■ EXERCISE AIM: From the listing below, extract every line containing "this".
··· RECORDS PROVIDED
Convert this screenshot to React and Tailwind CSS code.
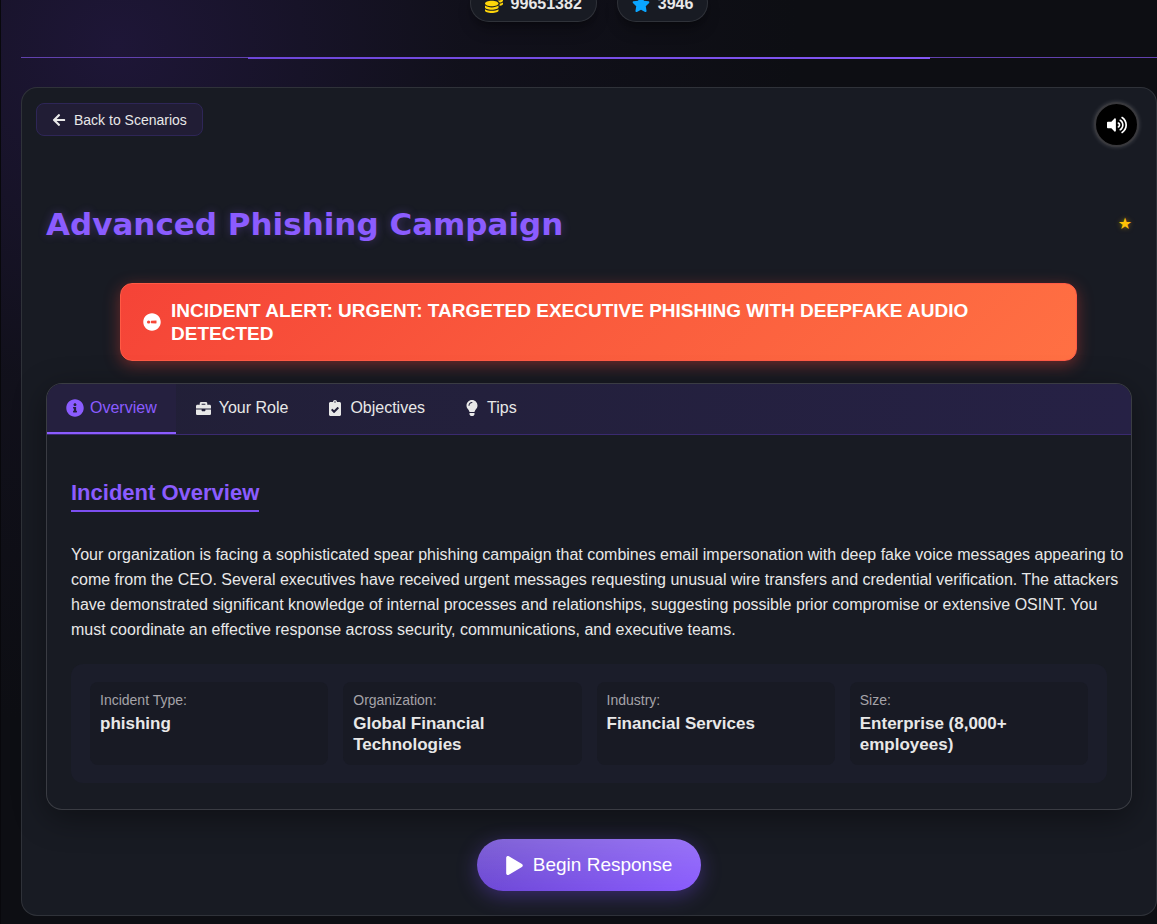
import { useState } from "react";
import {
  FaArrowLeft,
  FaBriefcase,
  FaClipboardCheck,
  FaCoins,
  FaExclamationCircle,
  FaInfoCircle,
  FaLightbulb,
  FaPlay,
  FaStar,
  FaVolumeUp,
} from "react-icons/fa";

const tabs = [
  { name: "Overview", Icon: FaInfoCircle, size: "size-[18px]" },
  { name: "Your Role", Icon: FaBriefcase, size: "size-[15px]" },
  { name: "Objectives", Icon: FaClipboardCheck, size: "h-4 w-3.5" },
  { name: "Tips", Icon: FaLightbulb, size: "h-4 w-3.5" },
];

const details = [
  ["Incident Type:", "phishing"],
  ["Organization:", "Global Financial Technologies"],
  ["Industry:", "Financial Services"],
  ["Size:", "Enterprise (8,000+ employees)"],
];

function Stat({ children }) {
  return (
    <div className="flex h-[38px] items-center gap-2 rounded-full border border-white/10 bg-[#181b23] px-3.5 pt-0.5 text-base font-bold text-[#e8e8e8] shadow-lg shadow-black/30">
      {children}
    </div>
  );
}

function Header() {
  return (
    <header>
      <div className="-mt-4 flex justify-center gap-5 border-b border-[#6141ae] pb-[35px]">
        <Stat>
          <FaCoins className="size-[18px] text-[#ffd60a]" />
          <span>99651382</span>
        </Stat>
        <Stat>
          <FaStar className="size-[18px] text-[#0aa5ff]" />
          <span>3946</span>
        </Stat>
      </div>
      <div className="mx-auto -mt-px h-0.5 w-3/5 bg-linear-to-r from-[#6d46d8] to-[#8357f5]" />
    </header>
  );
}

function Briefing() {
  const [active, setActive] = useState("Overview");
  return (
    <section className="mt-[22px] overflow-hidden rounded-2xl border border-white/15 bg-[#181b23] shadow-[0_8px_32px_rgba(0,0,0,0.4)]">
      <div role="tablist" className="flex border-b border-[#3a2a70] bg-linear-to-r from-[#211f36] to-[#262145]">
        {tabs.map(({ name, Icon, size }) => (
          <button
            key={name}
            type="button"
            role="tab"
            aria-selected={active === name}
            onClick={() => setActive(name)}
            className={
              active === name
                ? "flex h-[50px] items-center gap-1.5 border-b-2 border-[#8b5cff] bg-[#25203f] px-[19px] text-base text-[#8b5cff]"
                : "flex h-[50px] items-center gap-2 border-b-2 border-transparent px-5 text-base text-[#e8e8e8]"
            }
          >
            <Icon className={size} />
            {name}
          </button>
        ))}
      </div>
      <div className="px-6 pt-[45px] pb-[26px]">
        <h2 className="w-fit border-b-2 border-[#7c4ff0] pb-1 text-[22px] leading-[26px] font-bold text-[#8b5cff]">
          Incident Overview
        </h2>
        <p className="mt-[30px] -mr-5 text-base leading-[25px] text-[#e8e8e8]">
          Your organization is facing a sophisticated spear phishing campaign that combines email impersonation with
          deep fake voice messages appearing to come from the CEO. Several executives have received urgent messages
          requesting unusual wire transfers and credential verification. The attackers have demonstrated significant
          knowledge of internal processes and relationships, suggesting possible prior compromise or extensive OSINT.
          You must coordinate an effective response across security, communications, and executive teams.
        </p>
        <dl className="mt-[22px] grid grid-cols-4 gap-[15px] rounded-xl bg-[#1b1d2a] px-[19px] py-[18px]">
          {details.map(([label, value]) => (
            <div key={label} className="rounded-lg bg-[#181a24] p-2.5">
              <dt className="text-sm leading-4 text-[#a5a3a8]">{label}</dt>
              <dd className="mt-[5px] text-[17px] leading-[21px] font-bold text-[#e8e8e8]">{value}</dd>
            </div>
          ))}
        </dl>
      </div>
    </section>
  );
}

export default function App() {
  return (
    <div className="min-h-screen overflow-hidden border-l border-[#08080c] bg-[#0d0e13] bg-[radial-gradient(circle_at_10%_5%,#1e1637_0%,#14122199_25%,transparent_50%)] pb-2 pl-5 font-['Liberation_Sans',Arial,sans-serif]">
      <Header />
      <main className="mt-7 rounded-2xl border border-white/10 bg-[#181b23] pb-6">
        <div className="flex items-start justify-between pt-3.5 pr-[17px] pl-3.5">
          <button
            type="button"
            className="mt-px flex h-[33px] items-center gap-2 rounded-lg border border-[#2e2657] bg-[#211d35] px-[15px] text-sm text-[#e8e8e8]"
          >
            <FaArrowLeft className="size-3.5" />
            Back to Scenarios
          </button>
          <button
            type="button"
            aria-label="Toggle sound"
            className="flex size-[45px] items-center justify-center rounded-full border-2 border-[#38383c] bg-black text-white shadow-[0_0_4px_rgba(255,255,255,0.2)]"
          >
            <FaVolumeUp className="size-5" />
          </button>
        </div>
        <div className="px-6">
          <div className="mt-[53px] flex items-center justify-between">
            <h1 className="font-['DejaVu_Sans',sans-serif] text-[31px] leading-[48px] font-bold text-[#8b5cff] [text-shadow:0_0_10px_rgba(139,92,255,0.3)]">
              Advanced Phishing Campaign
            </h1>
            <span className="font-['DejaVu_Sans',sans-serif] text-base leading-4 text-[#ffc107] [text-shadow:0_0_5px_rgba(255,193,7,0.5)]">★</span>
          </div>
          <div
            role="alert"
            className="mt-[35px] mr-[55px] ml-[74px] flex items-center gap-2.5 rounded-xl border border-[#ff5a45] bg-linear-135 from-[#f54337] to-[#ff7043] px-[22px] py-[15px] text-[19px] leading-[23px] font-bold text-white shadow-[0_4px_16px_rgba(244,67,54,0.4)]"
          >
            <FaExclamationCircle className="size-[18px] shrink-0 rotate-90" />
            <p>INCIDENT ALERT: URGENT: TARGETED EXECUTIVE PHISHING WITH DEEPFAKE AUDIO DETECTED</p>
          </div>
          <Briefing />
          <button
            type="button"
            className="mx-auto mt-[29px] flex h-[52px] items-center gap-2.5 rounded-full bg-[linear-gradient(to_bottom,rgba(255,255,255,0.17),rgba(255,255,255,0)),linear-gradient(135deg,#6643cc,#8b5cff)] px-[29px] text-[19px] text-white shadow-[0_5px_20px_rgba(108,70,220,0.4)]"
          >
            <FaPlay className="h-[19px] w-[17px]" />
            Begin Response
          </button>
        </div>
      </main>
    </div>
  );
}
······
··· RECORDS PROVIDED
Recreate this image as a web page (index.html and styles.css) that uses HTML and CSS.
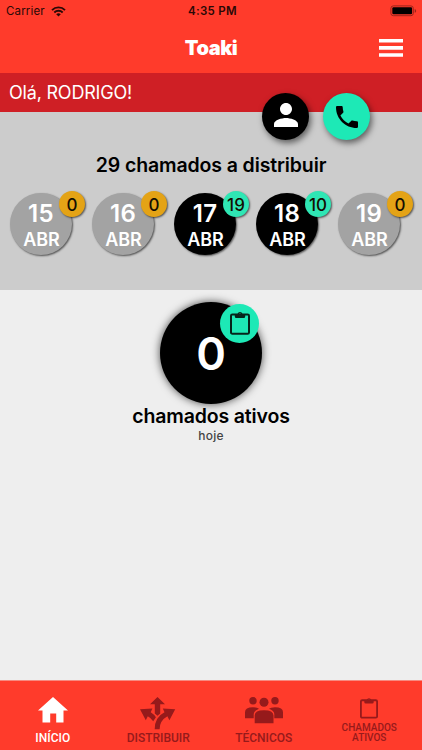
······
■ SOLVED EXERCISE:
Convert this screenshot to React and Tailwind CSS code.
Recreate this image as a web page (index.html and styles.css) that uses HTML and CSS.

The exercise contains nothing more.